**DATA LINES:**

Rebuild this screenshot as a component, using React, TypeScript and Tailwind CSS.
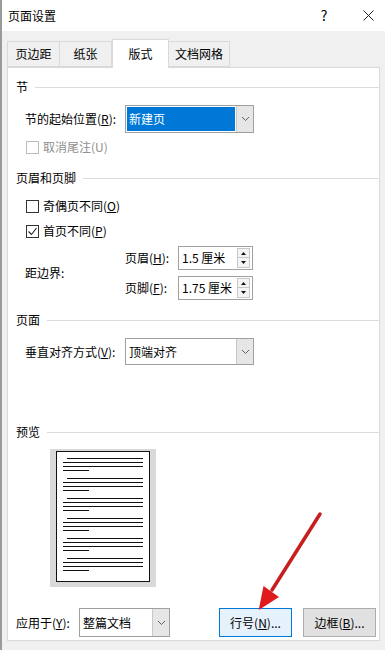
import React from 'react';

// Page setup dialog, "版式" tab

const TABS = [
  { label: '页边距', w: 'w-[53px]' },
  { label: '纸张', w: 'w-[53px]' },
  { label: '版式', w: 'w-[57px]', active: true },
  { label: '文档网格', w: 'w-[62px]' },
];

const Chevron = () => (
  <svg width="9" height="6" viewBox="0 0 9 6" fill="none">
    <path d="M1 1l3.5 3.5L8 1" stroke="#606060" strokeWidth="1" />
  </svg>
);

const GroupHeader = ({ title }: { title: string }) => (
  <div className="flex items-center gap-[7px] h-[14px] pl-[8px]">
    <span className="leading-none">{title}</span>
    <div className="flex-1 h-px bg-[#dcdcdc]" />
  </div>
);

const Checkbox = ({ checked, disabled }: { checked?: boolean; disabled?: boolean }) => (
  <div
    className={`w-[13px] h-[13px] border bg-white flex items-center justify-center ${
      disabled ? 'border-[#bcbcbc]' : 'border-[#333333]'
    }`}
  >
    {checked && (
      <svg width="11" height="11" viewBox="0 0 11 11" fill="none">
        <path d="M1.5 5.5l3 3 5-6.5" stroke="#222" strokeWidth="1.1" />
      </svg>
    )}
  </div>
);

const Select = ({ value, highlight, w }: { value: string; highlight?: boolean; w: string }) => (
  <div className={`${w} h-full border border-[#a0a0a0] bg-white flex`}>
    <div className="flex-1 p-px flex">
      <div
        className={`flex-1 flex items-center pl-[2px] ${
          highlight ? 'bg-[#0078d7] text-white' : ''
        }`}
      >
        {value}
      </div>
    </div>
    <div className="w-[17px] border-l border-[#c8c8c8] bg-[#e6e6e6] flex items-center justify-center">
      <Chevron />
    </div>
  </div>
);

const Spin = ({ value }: { value: string }) => (
  <div className="w-[75px] h-[24px] border border-[#a0a0a0] bg-white flex items-center">
    <span className="flex-1 pl-[3px]">{value}</span>
    <div className="flex flex-col gap-0 mr-[2px]">
      <div className="w-[13px] h-[10px] border border-[#c8c8c8] bg-[#f4f4f4] flex items-center justify-center">
        <svg width="5" height="3" viewBox="0 0 5 3">
          <path d="M0 3L2.5 0L5 3z" fill="#111" />
        </svg>
      </div>
      <div className="w-[13px] h-[10px] border border-t-0 border-[#c8c8c8] bg-[#f4f4f4] flex items-center justify-center">
        <svg width="5" height="3" viewBox="0 0 5 3">
          <path d="M0 0L2.5 3L5 0z" fill="#111" />
        </svg>
      </div>
    </div>
  </div>
);

const PreviewPage = () => {
  const groups = [0, 1, 2, 3, 4, 5];
  return (
    <svg width="94" height="131" viewBox="0 0 94 131">
      <rect x="0.5" y="0.5" width="93" height="130" fill="#fff" stroke="#111" />
      {groups.map((g) => {
        const y = 7.5 + g * 20;
        return (
          <g key={g} stroke="#111" strokeWidth="1">
            <line x1="11" y1={y} x2="87" y2={y} />
            <line x1="7" y1={y + 4} x2="87" y2={y + 4} />
            <line x1="7" y1={y + 8} x2="87" y2={y + 8} />
            <line x1="7" y1={y + 12} x2="33" y2={y + 12} />
          </g>
        );
      })}
    </svg>
  );
};

export default function App() {
  return (
    <div className="relative w-[385px] h-[650px] bg-[#f0f0f0] border-l-2 border-[#9a9a9a] text-[12px] text-black font-['Noto_Sans_CJK_SC',sans-serif] overflow-hidden">
      {/* Title bar */}
      <div className="h-[31px] bg-white flex items-center pl-[6px]">
        <span className="flex-1">页面设置</span>
        <span className="w-[20px] text-center text-[14px] mr-[24px]">?</span>
        <div className="w-[20px] flex justify-center mr-[7px]">
          <svg width="11" height="11" viewBox="0 0 11 11">
            <path d="M0.5 0.5l10 10M10.5 0.5l-10 10" stroke="#222" strokeWidth="1" />
          </svg>
        </div>
      </div>

      {/* Tabs */}
      <div className="pt-[8px] px-[5px]">
        <div className="flex items-end h-[28px]">
          {TABS.map((t) =>
            t.active ? (
              <div
                key={t.label}
                className={`${t.w} h-[29px] -mb-px relative z-10 bg-white border border-b-0 border-[#d9d9d9] flex items-center justify-center`}
              >
                {t.label}
              </div>
            ) : (
              <div
                key={t.label}
                className={`${t.w} h-[26px] bg-[#f0f0f0] border border-[#d9d9d9] -ml-px first:ml-0 flex items-center justify-center`}
              >
                {t.label}
              </div>
            )
          )}
        </div>

        {/* Panel */}
        <div className="h-[574px] bg-white border border-[#d9d9d9] flex flex-col">
          <div className="mt-[12px]">
            <GroupHeader title="节" />
          </div>
          <div className="mt-[11px] h-[28px] flex items-center pl-[17px]">
            <span className="w-[100px]">
              节的起始位置(<span className="underline">R</span>):
            </span>
            <Select value="新建页" highlight w="w-[129px]" />
          </div>
          <div className="mt-[6px] h-[16px] flex items-center pl-[18px] gap-[4px] text-[#8f8f8f]">
            <Checkbox disabled />
            <span>取消尾注(U)</span>
          </div>

          <div className="mt-[16px]">
            <GroupHeader title="页眉和页脚" />
          </div>
          <div className="mt-[13px] h-[16px] flex items-center pl-[18px] gap-[4px]">
            <Checkbox />
            <span>
              奇偶页不同(<span className="underline">O</span>)
            </span>
          </div>
          <div className="mt-[9px] h-[16px] flex items-center pl-[18px] gap-[4px]">
            <Checkbox checked />
            <span>
              首页不同(<span className="underline">P</span>)
            </span>
          </div>
          <div className="mt-[7px] h-[54px] flex items-center pl-[17px]">
            <span className="w-[100px]">距边界:</span>
            <div className="flex flex-col gap-[6px]">
              <div className="flex items-center">
                <span className="w-[53px]">
                  页眉(<span className="underline">H</span>):
                </span>
                <Spin value="1.5 厘米" />
              </div>
              <div className="flex items-center">
                <span className="w-[53px]">
                  页脚(<span className="underline">F</span>):
                </span>
                <Spin value="1.75 厘米" />
              </div>
            </div>
          </div>

          <div className="mt-[13px]">
            <GroupHeader title="页面" />
          </div>
          <div className="mt-[11px] h-[27px] flex items-center pl-[17px]">
            <span className="w-[100px]">
              垂直对齐方式(<span className="underline">V</span>):
            </span>
            <Select value="顶端对齐" w="w-[129px]" />
          </div>

          <div className="mt-[60px]">
            <GroupHeader title="预览" />
          </div>
          <div className="mt-[10px] ml-[42px] w-[106px] h-[138px] bg-[#d9d9d9] pl-[6px] pt-[2px]">
            <PreviewPage />
          </div>

          <div className="mt-[21px] h-[29px] flex items-center pl-[8px]">
            <span className="w-[63px]">
              应用于(<span className="underline">Y</span>):
            </span>
            <Select value="整篇文档" w="w-[91px]" />
            <button className="ml-[49px] w-[73px] h-[29px] bg-[#e5f1fb] border border-[#0078d7] flex items-center justify-center">
              行号(<span className="underline">N</span>)...
            </button>
            <button className="ml-[11px] w-[73px] h-[29px] bg-[#e1e1e1] border border-[#adadad] flex items-center justify-center">
              边框(<span className="underline">B</span>)...
            </button>
          </div>
        </div>
      </div>

      {/* Red annotation arrow */}
      <svg className="absolute left-0 top-0 pointer-events-none" width="385" height="650" viewBox="0 0 385 650">
        <line x1="318" y1="514" x2="270" y2="590" stroke="#c81e1e" strokeWidth="3.5" strokeLinecap="round" />
        <path d="M256.7 610L261.5 586L277 597z" fill="#e01b1b" />
      </svg>
    </div>
  );
}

**TASK DIRECTIONS:** Exactly how many lines contain "React"? State the number and nothing else.

**SOLUTION TO THIS PROBLEM:** 2